* STATED PROBLEM
All lines from the beginning of the listing through the line with "import clsx from" are to be copied word for word; the pictures are not.

++++ DATA PROVIDED ++++

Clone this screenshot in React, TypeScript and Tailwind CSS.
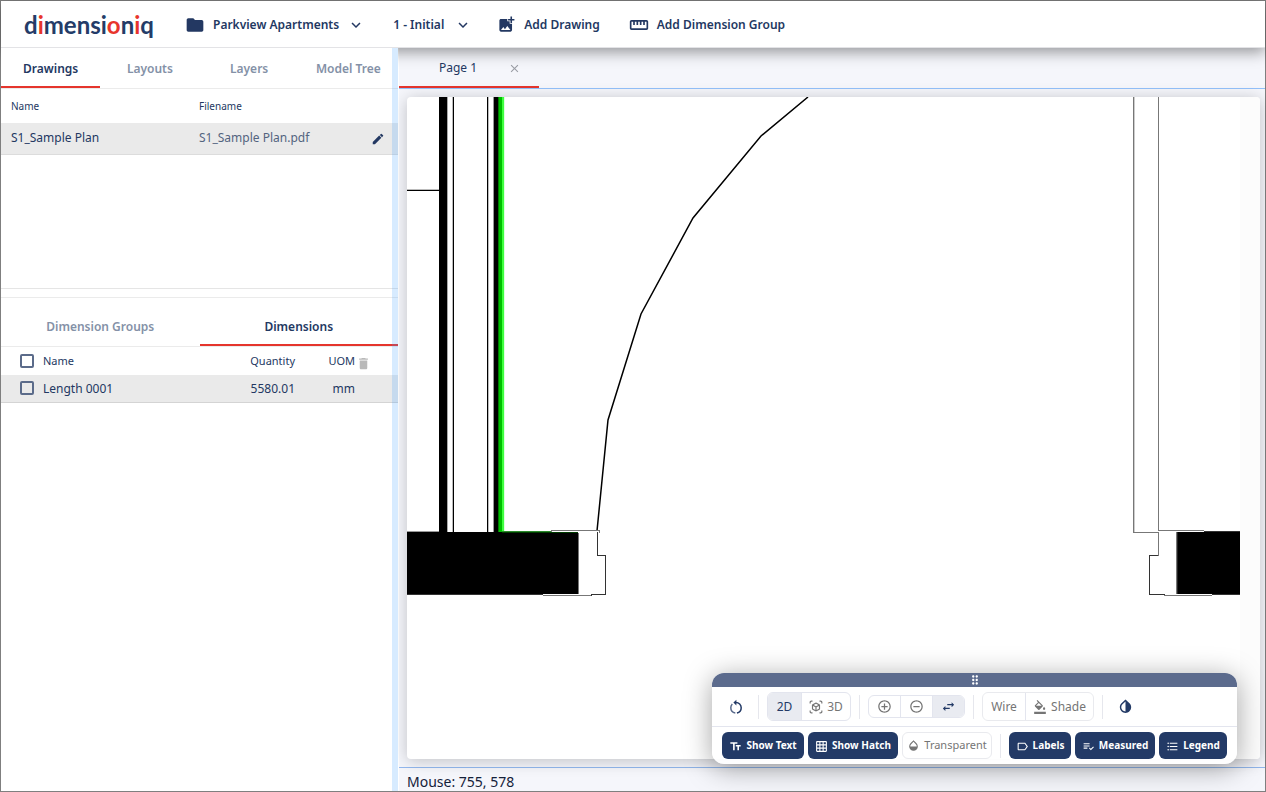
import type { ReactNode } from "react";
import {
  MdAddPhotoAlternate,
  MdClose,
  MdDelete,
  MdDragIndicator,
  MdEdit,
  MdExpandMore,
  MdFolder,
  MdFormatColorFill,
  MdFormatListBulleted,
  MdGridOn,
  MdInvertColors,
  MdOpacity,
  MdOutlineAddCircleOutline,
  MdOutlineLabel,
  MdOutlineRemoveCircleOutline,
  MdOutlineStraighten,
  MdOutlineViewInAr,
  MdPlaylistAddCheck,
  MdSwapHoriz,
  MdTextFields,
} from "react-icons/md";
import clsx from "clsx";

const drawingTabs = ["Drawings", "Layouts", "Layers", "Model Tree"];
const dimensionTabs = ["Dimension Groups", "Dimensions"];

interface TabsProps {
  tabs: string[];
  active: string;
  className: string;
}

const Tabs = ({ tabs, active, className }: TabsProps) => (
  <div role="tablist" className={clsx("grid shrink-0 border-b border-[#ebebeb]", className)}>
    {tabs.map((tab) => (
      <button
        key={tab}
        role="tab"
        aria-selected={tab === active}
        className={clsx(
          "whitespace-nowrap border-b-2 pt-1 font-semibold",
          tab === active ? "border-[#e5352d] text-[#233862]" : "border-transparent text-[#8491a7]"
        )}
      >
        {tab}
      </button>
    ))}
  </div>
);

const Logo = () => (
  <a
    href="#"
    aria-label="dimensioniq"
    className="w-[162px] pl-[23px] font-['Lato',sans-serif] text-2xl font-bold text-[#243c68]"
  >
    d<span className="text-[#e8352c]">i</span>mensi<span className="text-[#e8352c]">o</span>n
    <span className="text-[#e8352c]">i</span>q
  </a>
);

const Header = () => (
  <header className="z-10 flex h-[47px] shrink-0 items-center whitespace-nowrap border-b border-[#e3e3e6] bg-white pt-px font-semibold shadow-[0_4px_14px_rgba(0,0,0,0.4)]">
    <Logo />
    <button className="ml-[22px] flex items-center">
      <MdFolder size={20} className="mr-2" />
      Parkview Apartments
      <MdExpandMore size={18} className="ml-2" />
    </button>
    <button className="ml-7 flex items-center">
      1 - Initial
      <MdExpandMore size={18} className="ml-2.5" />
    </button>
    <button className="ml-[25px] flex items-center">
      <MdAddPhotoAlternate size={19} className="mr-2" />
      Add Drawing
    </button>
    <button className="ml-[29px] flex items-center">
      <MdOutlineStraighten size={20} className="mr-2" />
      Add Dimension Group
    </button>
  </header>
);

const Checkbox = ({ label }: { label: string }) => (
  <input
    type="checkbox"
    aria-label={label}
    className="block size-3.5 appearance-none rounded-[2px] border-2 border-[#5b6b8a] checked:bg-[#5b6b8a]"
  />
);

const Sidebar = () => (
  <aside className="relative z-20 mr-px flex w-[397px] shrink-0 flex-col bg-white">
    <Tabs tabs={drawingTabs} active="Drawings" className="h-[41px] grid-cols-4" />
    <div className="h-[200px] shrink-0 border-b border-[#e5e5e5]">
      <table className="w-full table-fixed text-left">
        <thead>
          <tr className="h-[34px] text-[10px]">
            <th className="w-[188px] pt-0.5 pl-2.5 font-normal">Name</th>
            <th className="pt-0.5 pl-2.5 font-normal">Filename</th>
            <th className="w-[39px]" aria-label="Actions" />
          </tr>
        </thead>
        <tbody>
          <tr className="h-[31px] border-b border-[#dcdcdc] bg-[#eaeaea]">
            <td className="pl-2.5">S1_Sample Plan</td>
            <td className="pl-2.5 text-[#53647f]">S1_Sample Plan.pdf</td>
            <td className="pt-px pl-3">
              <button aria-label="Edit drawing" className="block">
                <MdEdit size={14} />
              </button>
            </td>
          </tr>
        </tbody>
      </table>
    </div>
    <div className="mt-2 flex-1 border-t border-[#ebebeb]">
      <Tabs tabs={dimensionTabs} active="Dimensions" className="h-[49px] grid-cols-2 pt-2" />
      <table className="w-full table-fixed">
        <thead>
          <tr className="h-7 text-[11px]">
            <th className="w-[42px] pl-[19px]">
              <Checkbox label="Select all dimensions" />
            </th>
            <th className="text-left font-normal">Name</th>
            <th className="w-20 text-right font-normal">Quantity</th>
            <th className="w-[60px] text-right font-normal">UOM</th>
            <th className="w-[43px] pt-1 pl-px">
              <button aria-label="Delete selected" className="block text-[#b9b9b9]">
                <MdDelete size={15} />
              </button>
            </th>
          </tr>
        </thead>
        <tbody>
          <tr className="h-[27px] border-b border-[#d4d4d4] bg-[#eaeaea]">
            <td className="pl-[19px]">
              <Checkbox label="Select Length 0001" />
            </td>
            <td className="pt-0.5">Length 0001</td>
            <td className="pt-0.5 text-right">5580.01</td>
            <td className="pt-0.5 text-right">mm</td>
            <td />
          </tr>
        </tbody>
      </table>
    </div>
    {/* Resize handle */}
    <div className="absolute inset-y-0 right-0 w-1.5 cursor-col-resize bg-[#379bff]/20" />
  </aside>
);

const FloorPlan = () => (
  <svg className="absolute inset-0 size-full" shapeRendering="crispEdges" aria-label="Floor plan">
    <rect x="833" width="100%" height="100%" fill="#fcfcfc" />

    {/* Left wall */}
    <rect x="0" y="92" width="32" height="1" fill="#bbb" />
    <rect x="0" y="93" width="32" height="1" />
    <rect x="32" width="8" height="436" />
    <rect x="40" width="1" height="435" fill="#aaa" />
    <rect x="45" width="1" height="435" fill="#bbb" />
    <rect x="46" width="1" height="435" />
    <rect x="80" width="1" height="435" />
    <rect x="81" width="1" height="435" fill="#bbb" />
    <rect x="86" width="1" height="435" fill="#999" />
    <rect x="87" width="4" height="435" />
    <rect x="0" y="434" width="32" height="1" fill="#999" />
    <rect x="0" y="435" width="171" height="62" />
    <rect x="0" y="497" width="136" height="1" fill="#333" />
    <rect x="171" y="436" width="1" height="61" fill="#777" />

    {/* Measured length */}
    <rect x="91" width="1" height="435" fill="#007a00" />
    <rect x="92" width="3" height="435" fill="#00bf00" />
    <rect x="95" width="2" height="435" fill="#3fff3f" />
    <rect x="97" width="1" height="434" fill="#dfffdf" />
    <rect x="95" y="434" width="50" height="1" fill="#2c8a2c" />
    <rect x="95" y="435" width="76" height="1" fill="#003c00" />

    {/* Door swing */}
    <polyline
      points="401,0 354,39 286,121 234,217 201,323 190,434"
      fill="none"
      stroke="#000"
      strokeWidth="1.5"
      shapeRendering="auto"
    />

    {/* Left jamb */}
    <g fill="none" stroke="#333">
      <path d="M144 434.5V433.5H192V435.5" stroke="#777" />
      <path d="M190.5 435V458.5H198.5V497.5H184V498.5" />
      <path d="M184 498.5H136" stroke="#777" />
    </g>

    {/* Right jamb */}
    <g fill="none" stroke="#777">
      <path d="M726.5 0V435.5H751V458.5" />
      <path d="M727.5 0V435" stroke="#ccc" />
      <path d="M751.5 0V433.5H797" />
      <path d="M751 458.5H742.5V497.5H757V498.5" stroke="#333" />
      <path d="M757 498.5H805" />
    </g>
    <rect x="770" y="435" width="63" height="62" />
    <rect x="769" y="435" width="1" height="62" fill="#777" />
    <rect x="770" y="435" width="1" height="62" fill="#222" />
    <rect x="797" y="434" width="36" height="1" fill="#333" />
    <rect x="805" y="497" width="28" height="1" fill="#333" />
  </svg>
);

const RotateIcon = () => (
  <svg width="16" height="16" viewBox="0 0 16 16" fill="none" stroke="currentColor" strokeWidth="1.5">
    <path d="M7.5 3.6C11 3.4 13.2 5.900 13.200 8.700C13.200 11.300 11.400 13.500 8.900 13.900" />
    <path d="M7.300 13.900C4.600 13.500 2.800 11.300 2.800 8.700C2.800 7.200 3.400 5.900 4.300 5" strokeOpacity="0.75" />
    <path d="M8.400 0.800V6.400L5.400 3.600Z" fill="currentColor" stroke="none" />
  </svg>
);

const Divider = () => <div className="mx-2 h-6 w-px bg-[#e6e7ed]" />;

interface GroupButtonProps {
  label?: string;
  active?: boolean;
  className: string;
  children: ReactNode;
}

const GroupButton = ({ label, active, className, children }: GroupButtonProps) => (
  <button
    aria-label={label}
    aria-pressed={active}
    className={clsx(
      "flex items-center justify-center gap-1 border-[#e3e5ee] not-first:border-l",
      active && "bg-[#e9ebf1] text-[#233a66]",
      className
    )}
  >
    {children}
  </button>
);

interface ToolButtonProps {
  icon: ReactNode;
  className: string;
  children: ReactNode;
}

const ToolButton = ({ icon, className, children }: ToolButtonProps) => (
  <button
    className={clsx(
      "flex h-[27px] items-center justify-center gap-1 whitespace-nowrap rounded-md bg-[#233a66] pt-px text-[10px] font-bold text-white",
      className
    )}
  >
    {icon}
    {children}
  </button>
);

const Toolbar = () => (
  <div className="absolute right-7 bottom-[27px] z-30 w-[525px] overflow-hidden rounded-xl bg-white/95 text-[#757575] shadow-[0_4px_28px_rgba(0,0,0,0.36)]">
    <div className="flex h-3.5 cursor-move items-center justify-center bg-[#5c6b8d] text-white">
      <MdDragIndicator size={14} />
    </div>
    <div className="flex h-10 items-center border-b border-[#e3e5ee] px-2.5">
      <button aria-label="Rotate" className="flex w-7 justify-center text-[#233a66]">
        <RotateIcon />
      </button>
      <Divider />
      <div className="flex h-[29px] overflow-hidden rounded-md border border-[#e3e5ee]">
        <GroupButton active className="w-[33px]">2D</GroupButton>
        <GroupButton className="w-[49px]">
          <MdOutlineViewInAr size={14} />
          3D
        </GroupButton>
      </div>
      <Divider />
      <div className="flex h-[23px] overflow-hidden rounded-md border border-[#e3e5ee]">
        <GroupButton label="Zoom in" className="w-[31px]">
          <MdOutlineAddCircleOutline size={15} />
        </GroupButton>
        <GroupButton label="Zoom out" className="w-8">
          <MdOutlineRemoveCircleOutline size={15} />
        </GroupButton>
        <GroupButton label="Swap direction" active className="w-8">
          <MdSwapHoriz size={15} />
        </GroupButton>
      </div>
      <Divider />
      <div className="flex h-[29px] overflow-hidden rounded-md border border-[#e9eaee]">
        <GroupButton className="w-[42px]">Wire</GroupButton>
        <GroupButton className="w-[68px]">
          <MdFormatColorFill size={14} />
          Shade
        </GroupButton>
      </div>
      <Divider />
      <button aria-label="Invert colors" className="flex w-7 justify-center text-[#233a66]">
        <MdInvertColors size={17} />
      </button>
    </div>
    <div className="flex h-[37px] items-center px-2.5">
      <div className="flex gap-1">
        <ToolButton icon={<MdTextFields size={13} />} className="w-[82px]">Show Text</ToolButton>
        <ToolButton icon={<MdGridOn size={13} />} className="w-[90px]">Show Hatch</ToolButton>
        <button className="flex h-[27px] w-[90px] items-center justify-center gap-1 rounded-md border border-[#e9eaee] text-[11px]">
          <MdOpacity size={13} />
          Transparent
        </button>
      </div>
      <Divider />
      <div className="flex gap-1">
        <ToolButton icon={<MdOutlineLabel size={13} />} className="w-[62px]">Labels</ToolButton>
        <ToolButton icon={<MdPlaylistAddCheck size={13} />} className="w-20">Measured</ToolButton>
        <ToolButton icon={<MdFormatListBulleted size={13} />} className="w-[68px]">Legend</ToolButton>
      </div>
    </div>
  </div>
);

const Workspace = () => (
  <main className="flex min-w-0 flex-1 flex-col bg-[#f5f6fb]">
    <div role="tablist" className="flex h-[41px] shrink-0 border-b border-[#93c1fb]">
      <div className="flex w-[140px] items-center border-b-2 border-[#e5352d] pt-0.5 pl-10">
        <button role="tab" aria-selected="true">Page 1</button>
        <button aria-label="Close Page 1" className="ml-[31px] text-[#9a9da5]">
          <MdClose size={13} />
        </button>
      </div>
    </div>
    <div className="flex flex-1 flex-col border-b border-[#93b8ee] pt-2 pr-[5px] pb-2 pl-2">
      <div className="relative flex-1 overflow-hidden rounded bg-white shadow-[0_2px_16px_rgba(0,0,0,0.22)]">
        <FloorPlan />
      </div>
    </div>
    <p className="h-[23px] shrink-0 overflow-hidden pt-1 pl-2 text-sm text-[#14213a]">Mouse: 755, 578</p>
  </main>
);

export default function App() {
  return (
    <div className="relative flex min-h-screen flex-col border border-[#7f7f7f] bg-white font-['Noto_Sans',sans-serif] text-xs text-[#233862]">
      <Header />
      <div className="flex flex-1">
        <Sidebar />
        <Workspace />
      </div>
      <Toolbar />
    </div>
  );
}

++++

* RESPONSE BELOW
Clone this screenshot in React, TypeScript and Tailwind CSS.
import type { ReactNode } from "react";
import {
  MdAddPhotoAlternate,
  MdClose,
  MdDelete,
  MdDragIndicator,
  MdEdit,
  MdExpandMore,
  MdFolder,
  MdFormatColorFill,
  MdFormatListBulleted,
  MdGridOn,
  MdInvertColors,
  MdOpacity,
  MdOutlineAddCircleOutline,
  MdOutlineLabel,
  MdOutlineRemoveCircleOutline,
  MdOutlineStraighten,
  MdOutlineViewInAr,
  MdPlaylistAddCheck,
  MdSwapHoriz,
  MdTextFields,
} from "react-icons/md";
import clsx from "clsx";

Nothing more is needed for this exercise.